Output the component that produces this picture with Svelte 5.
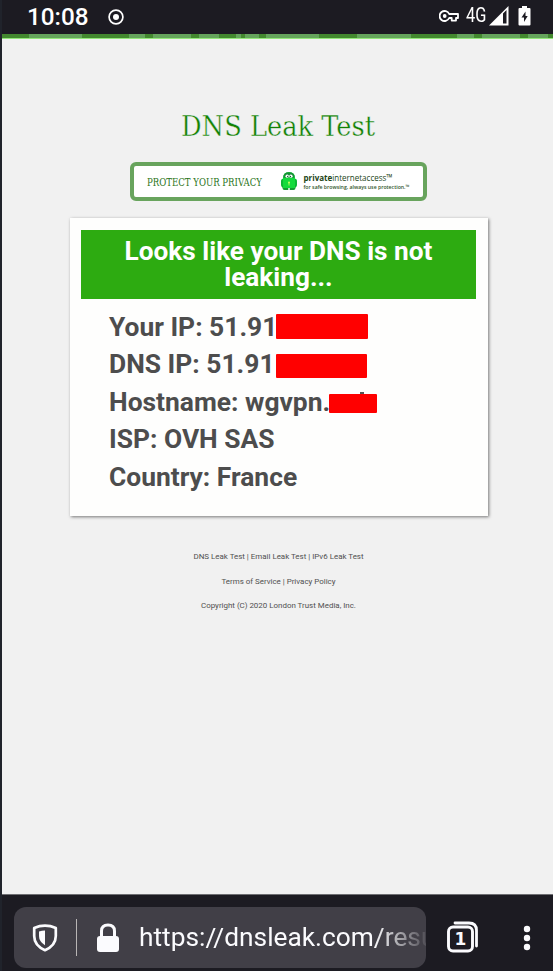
<script>
  const stripes = [
    [27, 0], [53, 1], [47, 0], [16, 1], [8, 0], [38, 1],
    [8, 0], [20, 1], [17, 0], [5, 1], [4, 0], [14, 1],
    [7, 0], [53, 1], [38, 0], [54, 1], [46, 0], [17, 1],
    [8, 0], [38, 1], [8, 0], [20, 1], [5, 0]
  ];
  const rows = [
    { text: 'Your IP: 51.91', mask: [276, 314, 92, 25] },
    { text: 'DNS IP: 51.91', mask: [276, 354, 91, 24] },
    { text: 'Hostname: wgvpn.', mask: [329, 394, 48, 19] },
    { text: 'ISP: OVH SAS' },
    { text: 'Country: France' }
  ];
</script>

<div class="screen">
  <header class="status">
    <span class="clock">10:08</span>
    <svg class="record" width="16" height="16" viewBox="0 0 16 16"><circle cx="8" cy="8" r="6.9" fill="none" stroke="#fff" stroke-width="1.7" /><circle cx="8" cy="8" r="3" fill="#fff" /></svg>
    <span class="grow"></span>
    <svg class="key" width="20" height="12" viewBox="0 0 20 12"><path d="M10.2 4A5 5 0 1 0 10.2 8H12.7V10.6H17V8H19V4Z" fill="none" stroke="#fff" stroke-width="1.8" stroke-linejoin="round" /><circle cx="5.7" cy="6" r="1.9" fill="#fff" /></svg>
    <span class="network">4G</span>
    <svg class="signal" width="20" height="20" viewBox="0 0 20 20"><path fill-rule="evenodd" d="M0 19.5 19.5 0V19.5ZM14 7.5V17.5H17.5V4Z" fill="#fff" /></svg>
    <svg class="battery" width="13" height="20" viewBox="0 0 13 20"><path d="M4 0H9V2H11.5Q12.5 2 12.5 3V18.5Q12.5 19.5 11.5 19.5H1.5Q.5 19.5 .5 18.5V3Q.5 2 1.5 2H4Z" fill="#fff" /><path d="M7.5 5.5 3.5 11.5H6V16L9.7 10H7.5Z" fill="#1c1b22" /></svg>
  </header>

  <main>
    <div class="stripe">
      {#each stripes as [w, light]}
        <i class:light={light === 1} style="width:{w}px"></i>
      {/each}
    </div>

    <h1><svg width="196" height="36"><text x="1" y="28" textLength="194" lengthAdjust="spacingAndGlyphs">DNS Leak Test</text></svg></h1>

    <div class="banner">
      <svg width="288" height="31" viewBox="0 0 288 31">
        <text class="protect" x="13" y="20" textLength="115" lengthAdjust="spacingAndGlyphs">PROTECT YOUR PRIVACY</text>
        <g transform="translate(147 6)">
          <rect x="0" y="6.500" width="16" height="9" rx="2.800" fill="#0cb835" />
          <path d="M1.500 13H7.300V18H3.500Q1.500 18 1.500 16ZM8.700 13H14.500V16Q14.500 18 12.500 18H8.700Z" fill="#149c32" />
          <path d="M2 6Q2 0 8 0T14 6V16H2Z" fill="#14db3c" />
          <path d="M2.300 5.800Q2.300 .3 8 .3T13.700 5.800Z" fill="#168f35" />
          <ellipse cx="6.200" cy="4.200" rx="1.700" ry="1.600" fill="#fff" /><ellipse cx="9.900" cy="4.200" rx="1.700" ry="1.600" fill="#fff" />
          <circle cx="6.700" cy="4.500" r=".7" fill="#153" /><circle cx="9.400" cy="4.500" r=".7" fill="#153" />
          <circle cx="8" cy="10.500" r="1" fill="#c8ff60" /><path d="M7.600 10.500h.8v3h-.8z" fill="#c8ff60" />
        </g>
        <text class="brand" x="169.500" y="14.500" textLength="89" lengthAdjust="spacingAndGlyphs"><tspan font-weight="700">private</tspan>internetaccess™</text>
        <text class="tag" x="169.500" y="23" textLength="106" lengthAdjust="spacingAndGlyphs">for safe browsing, always use protection.™</text>
      </svg>
    </div>

    <section class="card">
      <h2>Looks like your DNS is not<br />leaking...</h2>
      <ul>
        {#each rows as row}
          <li>{row.text}{#if row.mask}<span class="mask" style="left:{row.mask[0]}px;top:{row.mask[1]}px;width:{row.mask[2]}px;height:{row.mask[3]}px"></span>{/if}</li>
        {/each}
      </ul>
      <i class="ascender"></i>
    </section>

    <footer>
      <p>DNS Leak Test | Email Leak Test | IPv6 Leak Test</p>
      <p>Terms of Service | Privacy Policy</p>
      <p>Copyright (C) 2020 London Trust Media, Inc.</p>
    </footer>
  </main>

  <nav>
    <div class="address">
      <svg class="shield" width="26" height="28" viewBox="0 0 26 28"><path d="M13 1.700Q18.500 1.700 23.800 4V12Q23.800 21.500 13 26.200Q2.200 21.500 2.200 12V4Q7.500 1.700 13 1.700Z" fill="none" stroke="#fbfbfe" stroke-width="2.700" stroke-linejoin="round" /><path d="M13 6.500V21.300Q7 17.600 7 12V7.500Q10 6.500 13 6.500Z" fill="#fbfbfe" /></svg>
      <span class="divider"></span>
      <svg class="lock" width="24" height="30" viewBox="0 0 24 30"><path d="M5.500 14V8Q5.500 2 12 2T18.500 8V14" fill="none" stroke="#fbfbfe" stroke-width="3" /><rect x="1" y="13" width="22" height="16" rx="3" fill="#fbfbfe" /></svg>
      <span class="url">https://dnsleak.com/resu</span>
    </div>
    <svg class="tabs" width="32" height="32" viewBox="0 0 32 32"><path d="M8 2H22Q29.500 2 29.500 9.500V25" fill="none" stroke="#fbfbfe" stroke-width="2.800" stroke-linecap="round" /><rect x="1.500" y="6" width="24" height="24" rx="4.500" fill="none" stroke="#fbfbfe" stroke-width="2.900" /><text x="13.500" y="24" text-anchor="middle">1</text></svg>
    <svg class="menu" width="8" height="26" viewBox="0 0 8 26"><circle cx="4" cy="4" r="3.200" fill="#fbfbfe" /><circle cx="4" cy="13" r="3.200" fill="#fbfbfe" /><circle cx="4" cy="22" r="3.200" fill="#fbfbfe" /></svg>
  </nav>
</div>

<style>
  .screen { position: relative; box-sizing: border-box; width: 553px; height: 971px; overflow: hidden; display: flex; flex-direction: column; border-left: 2px solid #20232b; background: #1c1b22; font-family: Roboto, sans-serif; }
  svg { display: block; flex: none; }
  .status { height: 34px; flex: none; display: flex; align-items: center; padding: 0 22px 0 25px; box-sizing: border-box; color: #fff; }
  .clock { font-size: 24.300px; font-weight: 500; line-height: 32px; width: 81px; }
  .grow { flex: 1; }
  .key { margin-top: -2px; }
  .network { font-size: 19.500px; line-height: 32px; width: 20px; margin: -2px 3px 0 7px; white-space: nowrap; transform: scaleX(.84); transform-origin: left; }
  .battery { margin-left: 9px; margin-top: -3px; }
  .signal { margin-top: -2px; }
  main { height: 860px; flex: none; background: #f1f1f1; display: flex; flex-direction: column; align-items: center; border-bottom: 1px solid #6e6e72; }
  .stripe { width: 551px; height: 4px; display: flex; border-bottom: 1px solid #91e878; flex: none; }
  .stripe i { background: #43882f; flex: none; }
  .stripe .light { background: #65a45c; }
  h1 { margin: 69px 0 0 0; height: 36px; flex: none; }
  h1 text { font: 27px 'DejaVu Serif', serif; font-stretch: condensed; fill: #118203; stroke: #f1f1f1; stroke-width: .35px; }
  .banner { box-sizing: border-box; width: 297px; height: 39px; margin: 18px 0 0 2px; border: 4px solid #68a45d; border-radius: 6px; background: #fff; flex: none; }
  .protect { font: 11px 'DejaVu Serif', serif; fill: #2b7420; }
  .brand { font: 9.500px 'Open Sans', sans-serif; fill: #214417; }
  .tag { font: 600 6px 'Open Sans', sans-serif; fill: #31552a; }
  .card { box-sizing: border-box; width: 418px; height: 298px; margin: 17px 0 0 3px; padding: 12px 12px 12px 11px; background: #fefefd; box-shadow: 1px 1px 3px #777; flex: none; }
  h2 { box-sizing: border-box; height: 69px; margin: 0; padding-top: 8px; background: #2dab11; color: #fff; text-align: center; font-size: 26.200px; line-height: 26px; font-weight: 700; }
  ul { list-style: none; margin: 0; padding: 9.600px 0 0 28px; color: #4d4d4d; font-size: 26.400px; line-height: 37.600px; font-weight: 700; }
  li { white-space: nowrap; }
  .mask { position: absolute; margin-left: -2px; background: #f00; border-radius: 1px; }
  .ascender { position: absolute; left: 358px; top: 392px; width: 4px; height: 2px; background: #555; }
  footer { margin: 28px 0 0 2px; text-align: center; color: #505050; font-size: 7.950px; }
  footer p { margin: 0; height: 24.500px; line-height: 25px; }
  nav { height: 77px; display: flex; align-items: flex-start; flex: none; padding: 12px 0 0 12px; box-sizing: border-box; }
  .address { box-sizing: border-box; width: 412px; height: 61px; border-radius: 12px; background: #413f47; display: flex; align-items: center; padding-left: 18px; overflow: hidden; flex: none; }
  .divider { width: 1px; height: 37px; margin: 0 19px 0 18px; background: #b8b5b5; flex: none; }
  .url { margin-left: 19px; width: 287px; overflow: hidden; color: #fbfbfe; font-size: 26.300px; line-height: 63px; white-space: nowrap; mask-image: linear-gradient(90deg, #000 235px, transparent 292px); }
  .tabs { margin: 14px 0 0 21px; }
  .tabs text { font: 700 17px 'DejaVu Sans', sans-serif; fill: #fbfbfe; }
  .menu { margin: 18px 0 0 44px; }
</style>
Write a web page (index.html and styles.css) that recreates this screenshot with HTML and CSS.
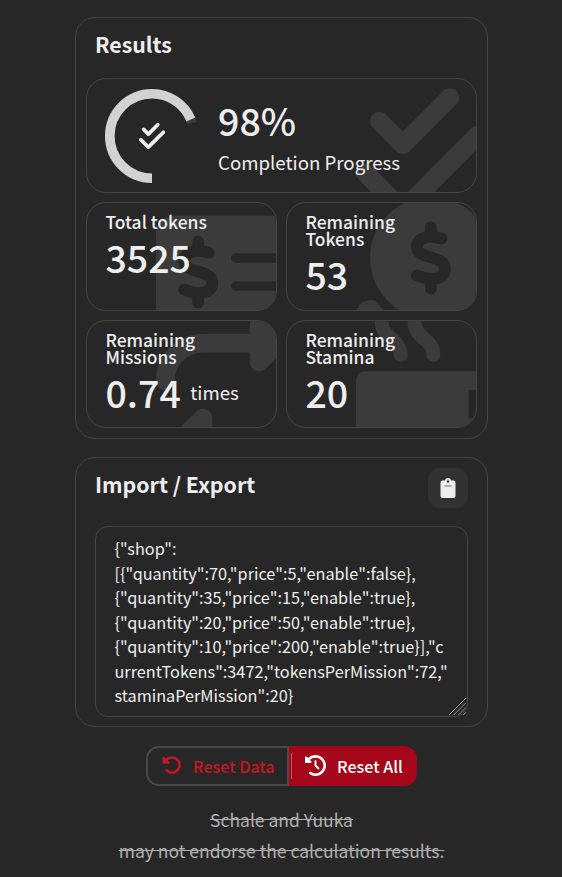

> Your task:
Scan the material above. Extract every line in which the word "with" occurs.

> Response to this task:
Output the component that produces this picture with Svelte 5.
Write a web page (index.html and styles.css) that recreates this screenshot with HTML and CSS.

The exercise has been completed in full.